--- start Data extract ---

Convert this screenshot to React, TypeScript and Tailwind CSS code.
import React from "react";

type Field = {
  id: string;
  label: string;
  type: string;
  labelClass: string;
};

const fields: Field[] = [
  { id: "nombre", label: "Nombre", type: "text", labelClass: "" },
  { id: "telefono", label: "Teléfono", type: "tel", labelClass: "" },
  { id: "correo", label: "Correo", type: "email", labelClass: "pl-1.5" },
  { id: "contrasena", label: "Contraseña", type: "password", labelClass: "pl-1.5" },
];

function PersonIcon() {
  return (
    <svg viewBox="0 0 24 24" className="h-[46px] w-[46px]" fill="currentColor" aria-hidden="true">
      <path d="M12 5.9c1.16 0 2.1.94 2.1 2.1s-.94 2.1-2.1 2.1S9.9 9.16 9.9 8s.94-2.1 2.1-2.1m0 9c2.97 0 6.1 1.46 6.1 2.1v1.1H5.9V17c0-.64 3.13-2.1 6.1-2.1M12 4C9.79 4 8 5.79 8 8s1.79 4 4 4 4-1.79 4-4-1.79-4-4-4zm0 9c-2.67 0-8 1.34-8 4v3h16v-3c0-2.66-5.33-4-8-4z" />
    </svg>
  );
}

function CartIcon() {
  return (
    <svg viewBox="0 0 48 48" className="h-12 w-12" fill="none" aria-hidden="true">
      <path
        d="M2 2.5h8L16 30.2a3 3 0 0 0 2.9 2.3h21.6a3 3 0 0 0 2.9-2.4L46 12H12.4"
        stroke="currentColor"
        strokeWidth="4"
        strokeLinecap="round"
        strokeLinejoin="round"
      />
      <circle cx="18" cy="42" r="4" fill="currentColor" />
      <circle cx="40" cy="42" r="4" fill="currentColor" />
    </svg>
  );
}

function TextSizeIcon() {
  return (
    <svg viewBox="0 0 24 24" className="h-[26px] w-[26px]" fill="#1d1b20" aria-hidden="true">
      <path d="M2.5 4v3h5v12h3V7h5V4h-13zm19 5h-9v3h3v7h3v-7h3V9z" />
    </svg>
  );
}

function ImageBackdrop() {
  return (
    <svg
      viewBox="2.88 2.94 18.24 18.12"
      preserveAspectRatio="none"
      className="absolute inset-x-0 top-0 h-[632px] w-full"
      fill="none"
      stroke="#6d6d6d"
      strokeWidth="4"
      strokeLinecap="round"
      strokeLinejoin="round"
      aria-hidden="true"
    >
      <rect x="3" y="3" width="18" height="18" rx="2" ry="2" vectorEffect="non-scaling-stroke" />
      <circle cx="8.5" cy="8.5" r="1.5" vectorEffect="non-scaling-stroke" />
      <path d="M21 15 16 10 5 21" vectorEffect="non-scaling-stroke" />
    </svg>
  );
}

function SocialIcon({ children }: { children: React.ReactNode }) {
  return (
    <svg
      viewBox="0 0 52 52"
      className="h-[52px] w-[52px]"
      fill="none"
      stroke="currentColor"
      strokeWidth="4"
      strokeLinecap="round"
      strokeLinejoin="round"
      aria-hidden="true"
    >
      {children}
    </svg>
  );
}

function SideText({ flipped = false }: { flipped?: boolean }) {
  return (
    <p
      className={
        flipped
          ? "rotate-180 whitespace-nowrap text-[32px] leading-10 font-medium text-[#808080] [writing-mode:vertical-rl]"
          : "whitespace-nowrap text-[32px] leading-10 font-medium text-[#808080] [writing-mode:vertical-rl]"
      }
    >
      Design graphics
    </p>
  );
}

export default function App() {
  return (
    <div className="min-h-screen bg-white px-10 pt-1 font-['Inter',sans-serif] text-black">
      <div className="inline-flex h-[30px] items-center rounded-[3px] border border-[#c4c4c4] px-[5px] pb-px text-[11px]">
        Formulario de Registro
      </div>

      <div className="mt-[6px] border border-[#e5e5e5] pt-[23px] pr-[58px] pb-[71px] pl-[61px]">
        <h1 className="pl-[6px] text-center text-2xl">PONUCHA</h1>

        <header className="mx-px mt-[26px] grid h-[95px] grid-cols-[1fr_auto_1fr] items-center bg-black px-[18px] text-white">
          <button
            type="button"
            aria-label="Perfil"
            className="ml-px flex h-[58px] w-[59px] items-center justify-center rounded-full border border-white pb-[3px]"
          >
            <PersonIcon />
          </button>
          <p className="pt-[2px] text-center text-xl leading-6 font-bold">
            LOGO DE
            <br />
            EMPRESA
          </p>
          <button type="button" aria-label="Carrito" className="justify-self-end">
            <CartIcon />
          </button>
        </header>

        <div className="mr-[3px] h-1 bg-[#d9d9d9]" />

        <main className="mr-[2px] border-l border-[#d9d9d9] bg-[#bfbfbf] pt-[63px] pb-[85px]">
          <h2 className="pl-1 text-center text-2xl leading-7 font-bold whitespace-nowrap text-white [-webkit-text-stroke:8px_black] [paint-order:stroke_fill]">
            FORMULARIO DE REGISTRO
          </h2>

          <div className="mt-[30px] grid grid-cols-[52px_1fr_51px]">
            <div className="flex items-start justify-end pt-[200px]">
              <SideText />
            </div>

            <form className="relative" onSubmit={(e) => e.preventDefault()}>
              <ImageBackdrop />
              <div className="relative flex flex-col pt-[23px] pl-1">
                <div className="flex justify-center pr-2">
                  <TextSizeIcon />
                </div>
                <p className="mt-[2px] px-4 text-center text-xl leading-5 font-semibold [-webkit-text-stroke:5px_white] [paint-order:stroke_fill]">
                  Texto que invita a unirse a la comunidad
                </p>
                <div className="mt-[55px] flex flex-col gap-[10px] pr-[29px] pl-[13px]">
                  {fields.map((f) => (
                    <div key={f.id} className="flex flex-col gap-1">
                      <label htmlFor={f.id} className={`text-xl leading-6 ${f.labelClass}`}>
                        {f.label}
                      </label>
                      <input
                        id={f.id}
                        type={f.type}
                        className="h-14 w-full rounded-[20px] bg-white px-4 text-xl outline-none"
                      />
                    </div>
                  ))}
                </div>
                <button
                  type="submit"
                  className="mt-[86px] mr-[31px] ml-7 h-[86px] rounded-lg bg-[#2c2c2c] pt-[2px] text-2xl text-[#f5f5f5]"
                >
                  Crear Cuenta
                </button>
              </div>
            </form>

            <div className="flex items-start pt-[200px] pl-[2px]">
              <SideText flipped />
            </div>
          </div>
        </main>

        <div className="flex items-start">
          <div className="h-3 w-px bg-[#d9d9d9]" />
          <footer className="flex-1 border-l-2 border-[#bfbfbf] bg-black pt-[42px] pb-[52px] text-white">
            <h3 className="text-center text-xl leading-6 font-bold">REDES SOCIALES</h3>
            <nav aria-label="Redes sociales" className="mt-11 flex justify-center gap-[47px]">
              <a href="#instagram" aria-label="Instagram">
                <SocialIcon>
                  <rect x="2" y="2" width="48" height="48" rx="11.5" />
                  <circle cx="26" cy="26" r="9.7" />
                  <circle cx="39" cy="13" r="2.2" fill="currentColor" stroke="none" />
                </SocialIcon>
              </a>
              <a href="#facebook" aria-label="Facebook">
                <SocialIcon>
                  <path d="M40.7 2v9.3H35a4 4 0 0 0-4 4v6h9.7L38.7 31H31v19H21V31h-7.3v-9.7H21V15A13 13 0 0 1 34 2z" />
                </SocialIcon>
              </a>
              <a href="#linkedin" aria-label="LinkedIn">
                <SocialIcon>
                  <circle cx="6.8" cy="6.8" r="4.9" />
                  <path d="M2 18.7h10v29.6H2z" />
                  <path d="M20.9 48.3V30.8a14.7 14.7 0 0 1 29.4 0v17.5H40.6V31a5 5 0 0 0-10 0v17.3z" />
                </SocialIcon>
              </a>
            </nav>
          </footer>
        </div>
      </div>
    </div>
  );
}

--- end Data extract ---

Task requirements:
Write the data out again in full and exactly.

Written solution:
Convert this screenshot to React, TypeScript and Tailwind CSS code.
import React from "react";

type Field = {
  id: string;
  label: string;
  type: string;
  labelClass: string;
};

const fields: Field[] = [
  { id: "nombre", label: "Nombre", type: "text", labelClass: "" },
  { id: "telefono", label: "Teléfono", type: "tel", labelClass: "" },
  { id: "correo", label: "Correo", type: "email", labelClass: "pl-1.5" },
  { id: "contrasena", label: "Contraseña", type: "password", labelClass: "pl-1.5" },
];

function PersonIcon() {
  return (
    <svg viewBox="0 0 24 24" className="h-[46px] w-[46px]" fill="currentColor" aria-hidden="true">
      <path d="M12 5.9c1.16 0 2.1.94 2.1 2.1s-.94 2.1-2.1 2.1S9.9 9.16 9.9 8s.94-2.1 2.1-2.1m0 9c2.97 0 6.1 1.46 6.1 2.1v1.1H5.9V17c0-.64 3.13-2.1 6.1-2.1M12 4C9.79 4 8 5.79 8 8s1.79 4 4 4 4-1.79 4-4-1.79-4-4-4zm0 9c-2.67 0-8 1.34-8 4v3h16v-3c0-2.66-5.33-4-8-4z" />
    </svg>
  );
}

function CartIcon() {
  return (
    <svg viewBox="0 0 48 48" className="h-12 w-12" fill="none" aria-hidden="true">
      <path
        d="M2 2.5h8L16 30.2a3 3 0 0 0 2.9 2.3h21.6a3 3 0 0 0 2.9-2.4L46 12H12.4"
        stroke="currentColor"
        strokeWidth="4"
        strokeLinecap="round"
        strokeLinejoin="round"
      />
      <circle cx="18" cy="42" r="4" fill="currentColor" />
      <circle cx="40" cy="42" r="4" fill="currentColor" />
    </svg>
  );
}

function TextSizeIcon() {
  return (
    <svg viewBox="0 0 24 24" className="h-[26px] w-[26px]" fill="#1d1b20" aria-hidden="true">
      <path d="M2.5 4v3h5v12h3V7h5V4h-13zm19 5h-9v3h3v7h3v-7h3V9z" />
    </svg>
  );
}

function ImageBackdrop() {
  return (
    <svg
      viewBox="2.88 2.94 18.24 18.12"
      preserveAspectRatio="none"
      className="absolute inset-x-0 top-0 h-[632px] w-full"
      fill="none"
      stroke="#6d6d6d"
      strokeWidth="4"
      strokeLinecap="round"
      strokeLinejoin="round"
      aria-hidden="true"
    >
      <rect x="3" y="3" width="18" height="18" rx="2" ry="2" vectorEffect="non-scaling-stroke" />
      <circle cx="8.5" cy="8.5" r="1.5" vectorEffect="non-scaling-stroke" />
      <path d="M21 15 16 10 5 21" vectorEffect="non-scaling-stroke" />
    </svg>
  );
}

function SocialIcon({ children }: { children: React.ReactNode }) {
  return (
    <svg
      viewBox="0 0 52 52"
      className="h-[52px] w-[52px]"
      fill="none"
      stroke="currentColor"
      strokeWidth="4"
      strokeLinecap="round"
      strokeLinejoin="round"
      aria-hidden="true"
    >
      {children}
    </svg>
  );
}

function SideText({ flipped = false }: { flipped?: boolean }) {
  return (
    <p
      className={
        flipped
          ? "rotate-180 whitespace-nowrap text-[32px] leading-10 font-medium text-[#808080] [writing-mode:vertical-rl]"
          : "whitespace-nowrap text-[32px] leading-10 font-medium text-[#808080] [writing-mode:vertical-rl]"
      }
    >
      Design graphics
    </p>
  );
}

export default function App() {
  return (
    <div className="min-h-screen bg-white px-10 pt-1 font-['Inter',sans-serif] text-black">
      <div className="inline-flex h-[30px] items-center rounded-[3px] border border-[#c4c4c4] px-[5px] pb-px text-[11px]">
        Formulario de Registro
      </div>

      <div className="mt-[6px] border border-[#e5e5e5] pt-[23px] pr-[58px] pb-[71px] pl-[61px]">
        <h1 className="pl-[6px] text-center text-2xl">PONUCHA</h1>

        <header className="mx-px mt-[26px] grid h-[95px] grid-cols-[1fr_auto_1fr] items-center bg-black px-[18px] text-white">
          <button
            type="button"
            aria-label="Perfil"
            className="ml-px flex h-[58px] w-[59px] items-center justify-center rounded-full border border-white pb-[3px]"
          >
            <PersonIcon />
          </button>
          <p className="pt-[2px] text-center text-xl leading-6 font-bold">
            LOGO DE
            <br />
            EMPRESA
          </p>
          <button type="button" aria-label="Carrito" className="justify-self-end">
            <CartIcon />
          </button>
        </header>

        <div className="mr-[3px] h-1 bg-[#d9d9d9]" />

        <main className="mr-[2px] border-l border-[#d9d9d9] bg-[#bfbfbf] pt-[63px] pb-[85px]">
          <h2 className="pl-1 text-center text-2xl leading-7 font-bold whitespace-nowrap text-white [-webkit-text-stroke:8px_black] [paint-order:stroke_fill]">
            FORMULARIO DE REGISTRO
          </h2>

          <div className="mt-[30px] grid grid-cols-[52px_1fr_51px]">
            <div className="flex items-start justify-end pt-[200px]">
              <SideText />
            </div>

            <form className="relative" onSubmit={(e) => e.preventDefault()}>
              <ImageBackdrop />
              <div className="relative flex flex-col pt-[23px] pl-1">
                <div className="flex justify-center pr-2">
                  <TextSizeIcon />
                </div>
                <p className="mt-[2px] px-4 text-center text-xl leading-5 font-semibold [-webkit-text-stroke:5px_white] [paint-order:stroke_fill]">
                  Texto que invita a unirse a la comunidad
                </p>
                <div className="mt-[55px] flex flex-col gap-[10px] pr-[29px] pl-[13px]">
                  {fields.map((f) => (
                    <div key={f.id} className="flex flex-col gap-1">
                      <label htmlFor={f.id} className={`text-xl leading-6 ${f.labelClass}`}>
                        {f.label}
                      </label>
                      <input
                        id={f.id}
                        type={f.type}
                        className="h-14 w-full rounded-[20px] bg-white px-4 text-xl outline-none"
                      />
                    </div>
                  ))}
                </div>
                <button
                  type="submit"
                  className="mt-[86px] mr-[31px] ml-7 h-[86px] rounded-lg bg-[#2c2c2c] pt-[2px] text-2xl text-[#f5f5f5]"
                >
                  Crear Cuenta
                </button>
              </div>
            </form>

            <div className="flex items-start pt-[200px] pl-[2px]">
              <SideText flipped />
            </div>
          </div>
        </main>

        <div className="flex items-start">
          <div className="h-3 w-px bg-[#d9d9d9]" />
          <footer className="flex-1 border-l-2 border-[#bfbfbf] bg-black pt-[42px] pb-[52px] text-white">
            <h3 className="text-center text-xl leading-6 font-bold">REDES SOCIALES</h3>
            <nav aria-label="Redes sociales" className="mt-11 flex justify-center gap-[47px]">
              <a href="#instagram" aria-label="Instagram">
                <SocialIcon>
                  <rect x="2" y="2" width="48" height="48" rx="11.5" />
                  <circle cx="26" cy="26" r="9.7" />
                  <circle cx="39" cy="13" r="2.2" fill="currentColor" stroke="none" />
                </SocialIcon>
              </a>
              <a href="#facebook" aria-label="Facebook">
                <SocialIcon>
                  <path d="M40.7 2v9.3H35a4 4 0 0 0-4 4v6h9.7L38.7 31H31v19H21V31h-7.3v-9.7H21V15A13 13 0 0 1 34 2z" />
                </SocialIcon>
              </a>
              <a href="#linkedin" aria-label="LinkedIn">
                <SocialIcon>
                  <circle cx="6.8" cy="6.8" r="4.9" />
                  <path d="M2 18.7h10v29.6H2z" />
                  <path d="M20.9 48.3V30.8a14.7 14.7 0 0 1 29.4 0v17.5H40.6V31a5 5 0 0 0-10 0v17.3z" />
                </SocialIcon>
              </a>
            </nav>
          </footer>
        </div>
      </div>
    </div>
  );
}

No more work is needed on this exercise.